Many avid investors are wary towards investing in tech stocks as the tech scene is changing too rapidly. In other words, it’s a common phenomenon that the market leader today might be lagging behind its competitors tomorrow.

Typically, we get advised that the “safer” option is to invest in commodities, especially consumer stocks as people will always need to consume regardless of changes in the market or the economy.

Personally speaking, one thing I cannot live without, rain or shine, is coffee, as I rely heavily on it to stay awake after my 1.5-hour train ride to work in the morning. I’m sure many others might be equally if not more dependent on coffee to function.

So the question is: Investing in a café can’t go wrong, right? After all, we are reminded every once in awhile that millennials, the masters of the future, have a thing for cafes.

Bearing that curious question in mind, I attended the recently concluded Singapore Coffee Festival, where Straits Times Business Editor Lee Su Shyan interviewed DBS Managing Director and Regional Head for DBS Group Research Timothy Wong on personal finance tips, budgeting for millennials, and the things to take note when financing a startup café.

At the end of the session, my takeaway is that regardless whether you are an aspiring café owner or an investor who is considering about owning shares of a café, you might first want to know that—

Most café startups fail

About 80% of the F&B startups in Singapore suffer a complete loss, said Timothy, who shared his experience of having invested in a café that ran for 70 months but made money for only six of those months.

He also reminded the audience that although F&B businesses have potentially high returns, even successful café businesses may have a low profit margin of around 10%. As for the costs, he said that the rental, staff labour costs, and food should take up about 30% each.

Let’s not forget other costs, which can include delivery, marketing and utilities among many more. One should be clearly aware that a café business, no matter how hip, cannot be powered by merely the owner’s passion.

According to a Straits Times article published in early 2015, data from the Accounting and Corporate Regulatory Authority had shown that almost half of the 369 cafes, coffee houses, and snack bars that registered in 2011 had since closed down.

With all that being said, if the idea of owning a café or investing in one still sounds sexy to you, here are three pieces of advice from Timothy that might help you cope better should you devote yourself to the business.

1. Be prepared to lose money

Be prepared to lose money, even if you are sure that you can attract a steady flow of customers with an ideal/convenient location or a unique selling point that is highly sought after.

For instance, suppose your café sells really good coffee (which also happens to have great profit margins), it’s unlikely that you will generate enough gross profit dollars to pay for all the costs (rental, staffing, etc.) by selling just coffee.

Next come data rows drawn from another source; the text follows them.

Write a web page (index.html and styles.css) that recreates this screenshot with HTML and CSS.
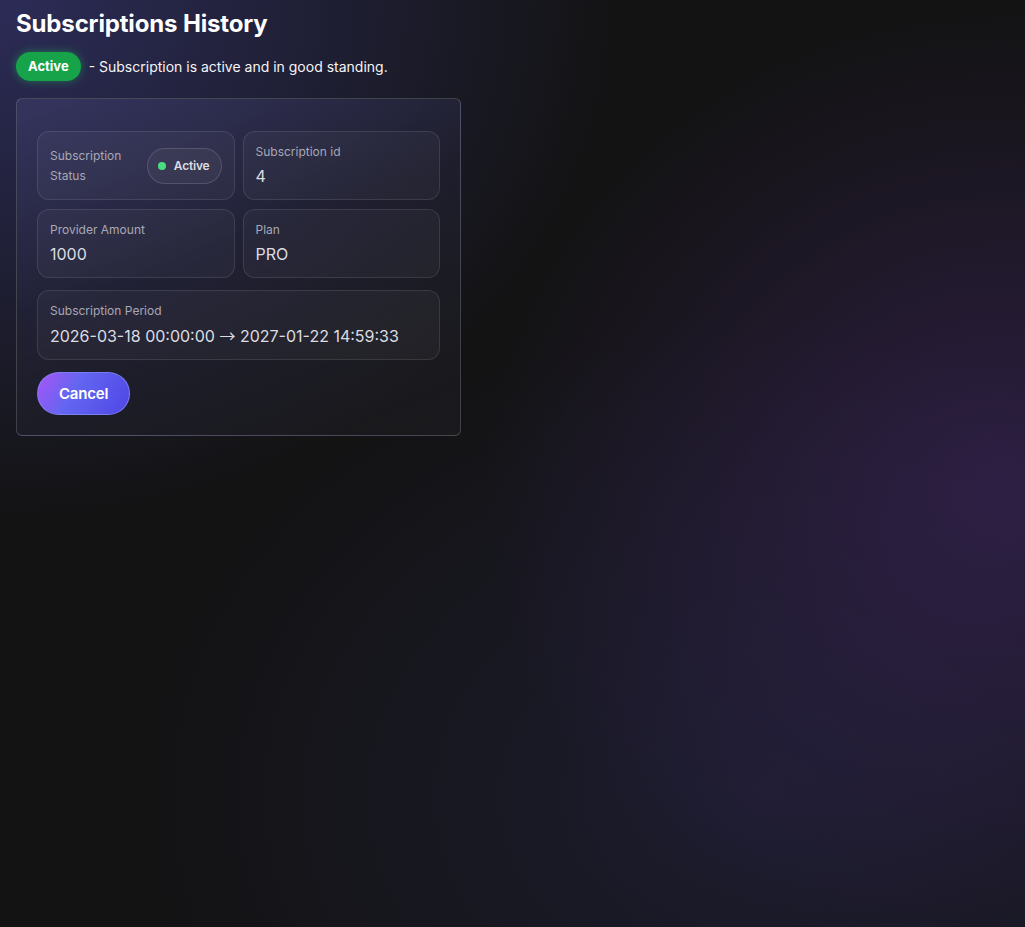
FILE: index.html
```html
<!DOCTYPE html>
<html lang="en">
<head>
<meta charset="utf-8">
<title>Subscriptions History</title>
<link rel="stylesheet" href="styles.css">
</head>
<body>
<main class="page">
  <h1 class="title">Subscriptions History</h1>
  <div class="legend">
    <span class="badge">Active</span>
    <span class="legend-text">- Subscription is active and in good standing.</span>
  </div>
  <section class="card">
    <div class="grid">
      <div class="cell cell-status">
        <div class="status-label">Subscription Status</div>
        <div class="pill"><span class="dot"></span><span>Active</span></div>
      </div>
      <div class="cell">
        <div class="label">Subscription id</div>
        <div class="value">4</div>
      </div>
      <div class="cell">
        <div class="label">Provider Amount</div>
        <div class="value">1000</div>
      </div>
      <div class="cell">
        <div class="label">Plan</div>
        <div class="value">PRO</div>
      </div>
    </div>
    <div class="cell cell-wide">
      <div class="label">Subscription Period</div>
      <div class="value">2026-03-18 00:00:00 <span class="arrow">→</span> 2027-01-22 14:59:33</div>
    </div>
    <div class="actions">
      <button class="btn-cancel" type="button">Cancel</button>
    </div>
  </section>
</main>
</body>
</html>
```

FILE: styles.css
```css
* { box-sizing: border-box; }

html, body {
  margin: 0;
  min-height: 100%;
}

body {
  min-height: 927px;
  font-family: Inter, "Noto Sans", "Liberation Sans", sans-serif;
  color: #f4f4f5;
  background-color: #131314;
  background-image:
    radial-gradient(ellipse 620px 520px at 0% 0%, rgba(52, 52, 110, 0.75), rgba(52, 52, 110, 0) 100%),
    radial-gradient(ellipse 520px 480px at 98% 53%, rgba(62, 38, 96, 0.6), rgba(62, 38, 96, 0) 100%),
    radial-gradient(ellipse 620px 480px at 74% 86%, rgba(40, 40, 80, 0.45), rgba(40, 40, 80, 0) 100%);
}

.page {
  padding: 8px 16px 16px;
}

.title {
  margin: 0;
  font-size: 24px;
  line-height: 32px;
  font-weight: 700;
  color: #ffffff;
  letter-spacing: -0.15px;
}

.legend {
  display: flex;
  align-items: center;
  gap: 8px;
  margin-top: 12px;
}

.badge {
  display: inline-block;
  padding: 6px 12px;
  border-radius: 999px;
  background: #16a34a;
  color: #ffffff;
  font-size: 13px;
  line-height: 17px;
  font-weight: 700;
  box-shadow: 0 0 10px rgba(34, 197, 94, 0.45);
}

.legend-text {
  font-size: 14px;
  line-height: 20px;
  color: #f4f4f6;
}

.card {
  width: 445px;
  margin-top: 17px;
  padding: 32px 20px 20px;
  border: 1px solid rgba(255, 255, 255, 0.17);
  border-radius: 6px;
  background: linear-gradient(160deg, rgba(62, 62, 108, 0.6) 0%, rgba(40, 40, 62, 0.38) 45%, rgba(30, 30, 34, 0.6) 100%);
}

.grid {
  display: grid;
  grid-template-columns: 1fr 1fr;
  gap: 9px 8px;
}

.cell {
  padding: 12px 12px 11px;
  border: 1px solid rgba(255, 255, 255, 0.1);
  border-radius: 12px;
  background: rgba(255, 255, 255, 0.035);
}

.cell-status {
  display: flex;
  align-items: center;
  justify-content: space-between;
  gap: 8px;
  padding-top: 11px;
  padding-bottom: 11px;
}

.status-label {
  font-size: 12px;
  line-height: 20px;
  color: #a8a8b4;
  flex: 1;
  min-width: 0;
}

.pill {
  display: flex;
  align-items: center;
  gap: 8px;
  padding: 10px 11px 10px 10px;
  border: 1px solid rgba(255, 255, 255, 0.14);
  border-radius: 999px;
  background: rgba(255, 255, 255, 0.04);
  font-size: 12px;
  line-height: 14px;
  font-weight: 600;
  letter-spacing: -0.2px;
  color: #dcdce2;
}

.dot {
  width: 8px;
  height: 8px;
  border-radius: 50%;
  background: #4ade80;
}

.label {
  font-size: 12px;
  line-height: 16px;
  color: #a8a8b4;
}

.value {
  margin-top: 4px;
  font-size: 16px;
  line-height: 24px;
  color: #dcdce2;
}

.arrow {
  font-family: "Noto Sans CJK JP", "DejaVu Sans", sans-serif;
}

.cell-wide {
  margin-top: 12px;
}

.actions {
  margin-top: 12px;
  display: flex;
}

.btn-cancel {
  font-family: inherit;
  padding: 12px 21px;
  border: 1px solid rgba(129, 140, 248, 0.7);
  border-radius: 999px;
  background: linear-gradient(120deg, #a855f7 0%, #6366f1 40%, #4f46e5 100%);
  color: #ffffff;
  font-size: 15px;
  line-height: 17px;
  font-weight: 600;
  letter-spacing: -0.2px;
  cursor: pointer;
}
```
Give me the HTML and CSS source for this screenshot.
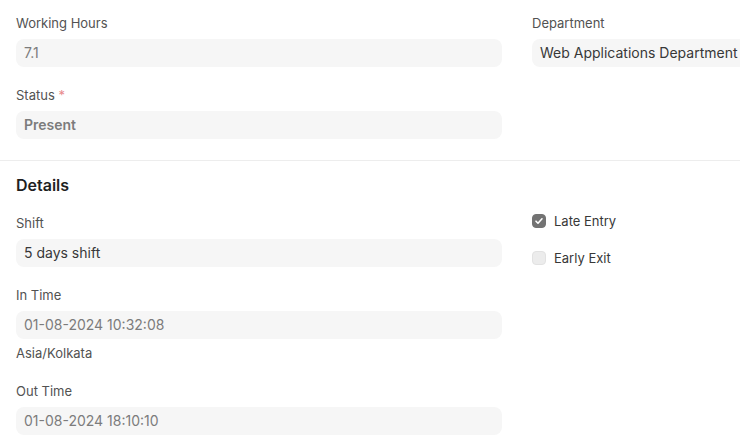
FILE: index.html
```html
<!DOCTYPE html>
<html lang="en">
<head>
  <meta charset="UTF-8">
  <meta name="viewport" content="width=device-width,initial-scale=1.0">
  <title>Attendance</title>
  <link rel="stylesheet" href="styles.css">
</head>
<body>
  <div class="form">
    <!-- top section -->
    <section class="section">
      <div class="columns">
        <div class="col">
          <div class="field">
            <div class="label">Working Hours</div>
            <div class="control muted">7.1</div>
          </div>
          <div class="field">
            <div class="label">Status <span class="req">*</span></div>
            <div class="control muted bold">Present</div>
          </div>
        </div>
        <div class="col">
          <div class="field">
            <div class="label">Department</div>
            <div class="control">Web Applications Department</div>
          </div>
        </div>
      </div>
    </section>

    <!-- details -->
    <section class="section">
      <h2 class="section-head">Details</h2>
      <div class="columns">
        <div class="col">
          <div class="field">
            <div class="label">Shift</div>
            <div class="control">5 days shift</div>
          </div>
          <div class="field">
            <div class="label">In Time</div>
            <div class="control muted">01-08-2024 10:32:08</div>
            <div class="desc">Asia/Kolkata</div>
          </div>
          <div class="field">
            <div class="label">Out Time</div>
            <div class="control muted">01-08-2024 18:10:10</div>
          </div>
        </div>
        <div class="col checks">
          <label class="check">
            <span class="box on">
              <svg viewBox="0 0 14 14" width="14" height="14"><path d="M4 7.2l2 2 4-4.4" fill="none" stroke="#fff" stroke-width="1.6" stroke-linecap="round" stroke-linejoin="round"/></svg>
            </span>
            Late Entry
          </label>
          <label class="check">
            <span class="box"></span>
            Early Exit
          </label>
        </div>
      </div>
    </section>
  </div>
</body>
</html>
```

FILE: styles.css
```css
*{box-sizing:border-box}
body{margin:0;overflow:hidden;background:#fff;color:#383838;font-family:Inter,"Noto Sans",sans-serif}
.form{width:1034px}
.section{padding:15px 16px 1px;border-bottom:1px solid #ededed}
.section:last-child{border-bottom:none}
.section-head{margin:-1px 0 20px;font-size:16px;line-height:20px;font-weight:600;color:#1f1f1f}
.columns{display:grid;grid-template-columns:486px 486px;column-gap:30px}
.field{margin-bottom:20px}
.label{font-size:13px;line-height:16px;color:#525252;margin-bottom:8px}
.req{color:#e8898b}
.control{height:28px;padding:0 8px;border-radius:8px;background:#f6f6f6;font-size:14px;line-height:28px;color:#383838;white-space:nowrap}
.control.muted{color:#7c7c7c}
.control.bold{font-weight:600}
.desc{margin-top:6px;padding-bottom:2px;font-size:13px;line-height:16px;color:#525252}
.checks{display:flex;flex-direction:column;gap:19px;margin-top:-3px}
.check{display:flex;align-items:center;gap:8px;height:18px;font-size:13px;color:#383838}
.box{width:14px;height:14px;border-radius:4px;background:#ececec;border:1px solid #e2e2e2;display:flex}
.box.on{background:#737373;border-color:#737373}
.box svg{margin:-1px}
```
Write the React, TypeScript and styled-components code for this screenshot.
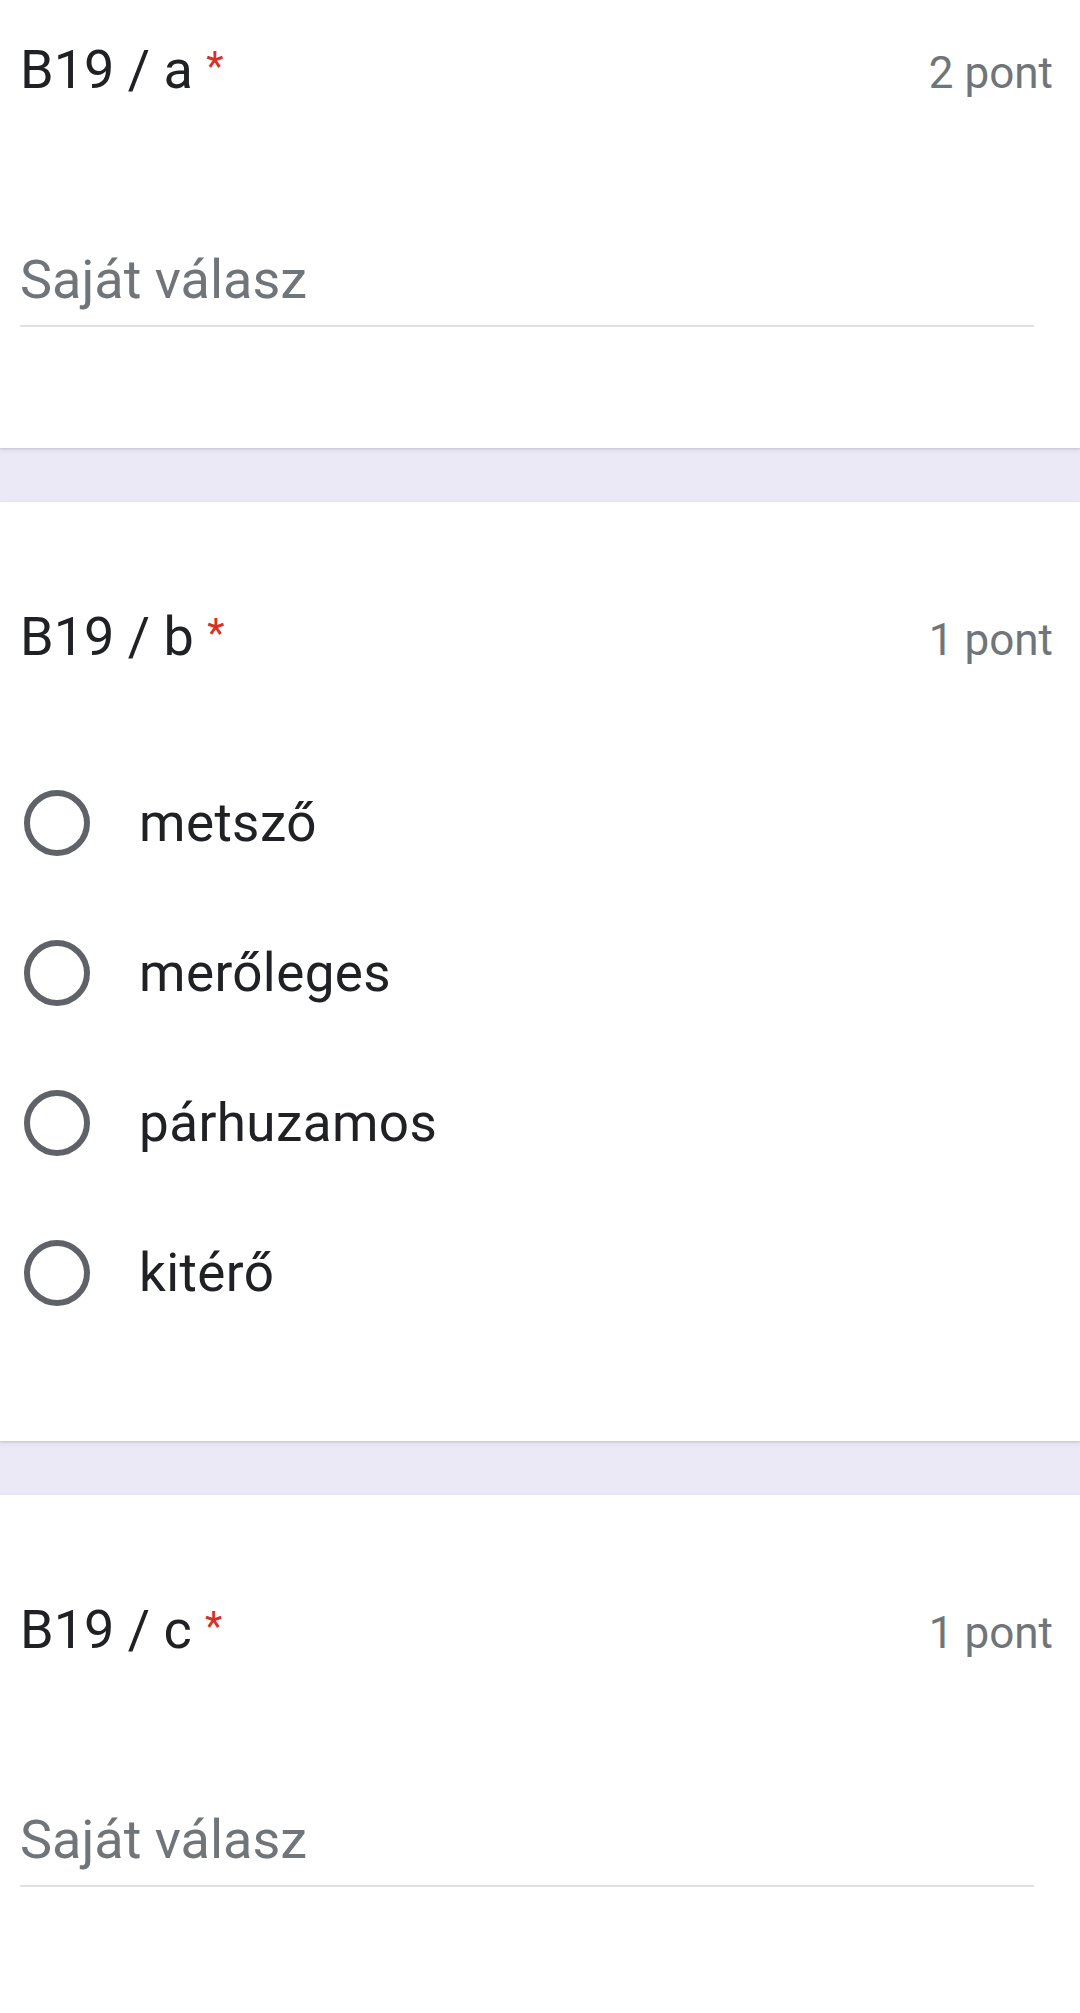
import { createGlobalStyle } from "styled-components";
import styled from "styled-components";

const GlobalStyle = createGlobalStyle`
  html, body {
    margin: 0;
    padding: 0;
    background: #ece9f7;
  }
  body {
    font-family: Roboto, "Liberation Sans", Arial, sans-serif;
    -webkit-font-smoothing: antialiased;
  }
`;

const Page = styled.main`
  width: 1080px;
  display: flex;
  flex-direction: column;
  gap: 54px;
`;

const Card = styled.section<{ $top: number; $bottom: number }>`
  background: #fff;
  padding: ${({ $top }) => $top}px 27px ${({ $bottom }) => $bottom}px 20px;
  box-shadow: 0 1px 2px rgba(60, 64, 67, 0.18), 0 2px 6px rgba(60, 64, 67, 0.08);
`;

const Header = styled.div`
  display: flex;
  justify-content: space-between;
  align-items: baseline;
`;

const Title = styled.h2`
  margin: 0;
  font-size: 54px;
  line-height: 64px;
  font-weight: 400;
  color: #202124;
`;

const Required = styled.span`
  color: #d93025;
  font-size: 40px;
  vertical-align: 8px;
`;

const Points = styled.span`
  font-size: 44px;
  line-height: 64px;
  color: #70757a;
`;

const Field = styled.div`
  margin: 143px 19px 0 0;
  padding-bottom: 13px;
  border-bottom: 2px solid #e0e0e0;
  font-size: 54px;
  line-height: 64px;
  color: #70757a;
`;

const Options = styled.div`
  display: flex;
  flex-direction: column;
  margin-top: 76px;
`;

const Option = styled.label`
  height: 150px;
  display: flex;
  align-items: center;
  gap: 49px;
  font-size: 53px;
  line-height: 64px;
  letter-spacing: 0.4px;
  color: #202124;
`;

const Radio = styled.span`
  width: 66px;
  height: 66px;
  margin-left: 4px;
  box-sizing: border-box;
  border: 6px solid #5f6368;
  border-radius: 50%;
  flex: none;
`;

type Question = {
  label: string;
  points: string;
  options?: string[];
};

const questions: Question[] = [
  { label: "B19 / a", points: "2 pont" },
  { label: "B19 / b", points: "1 pont", options: ["metsző", "merőleges", "párhuzamos", "kitérő"] },
  { label: "B19 / c", points: "1 pont" },
];

export default function App() {
  return (
    <>
      <GlobalStyle />
      <Page>
        {questions.map((q, i) => {
          const last = i === questions.length - 1;
          return (
            <Card
              key={q.label}
              $top={i === 0 ? 35 : 100}
              $bottom={q.options ? 93 : last ? 160 : 121}
            >
              <Header>
                <Title>
                  {q.label} <Required>*</Required>
                </Title>
                <Points>{q.points}</Points>
              </Header>
              {q.options ? (
                <Options>
                  {q.options.map((o) => (
                    <Option key={o}>
                      <Radio />
                      {o}
                    </Option>
                  ))}
                </Options>
              ) : (
                <Field>Saját válasz</Field>
              )}
            </Card>
          );
        })}
      </Page>
    </>
  );
}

To secure sufficient turnover to be sustainable, you’ll need to have a “coffee plus” strategy. For example, coffee plus bakery item or food item that customers can conveniently order.

On the other hand, you might shoot yourself in the foot by offering too many food choices, as wide assortment offers are difficult to manage and result in increased costs and decreased quality, which would lead to decreased sales.

Also, in the first few months, when the marketing efforts have yet to fully take effect and words about your café have not yet spread far and wide, think about whether you have enough funds to continue running your café business despite early losses.

2. Don’t borrow (aggressively) for your start-up café

Credit companies will be more than happy to offer you a business loan to start up your café. But if you aren’t comfortable with borrowing money to purchase more tech stocks, you might not want to own an overleveraged café business either, especially since there is a high chance that it might fail.

3. Work at a café first

This is a test to see if your passion lasts. It is also one of the quickest ways to know every nook and cranny of how a café is run. Learn from the strengths and shortcomings of the café that you work at.

If you are not happy with the work processes or the management there, ask yourself how you are going to make sure that your future staff don’t feel the same.

If you find yourself lacking in product and business knowledge, you’ll probably have a lot more to learn before you are ready to start your own business.

It’s not as simple as hiring people to man your business so that you can sit back and collect money. You’ll need to lead, train and manage a team, and you cannot effectively manage what you don’t understand.

In my opinion, a café business is something artsy and sophisticated, and its highly subjective nature makes it even harder to predict than technology trends. Now, the important question is: Where shall I get my next cup of morning coffee?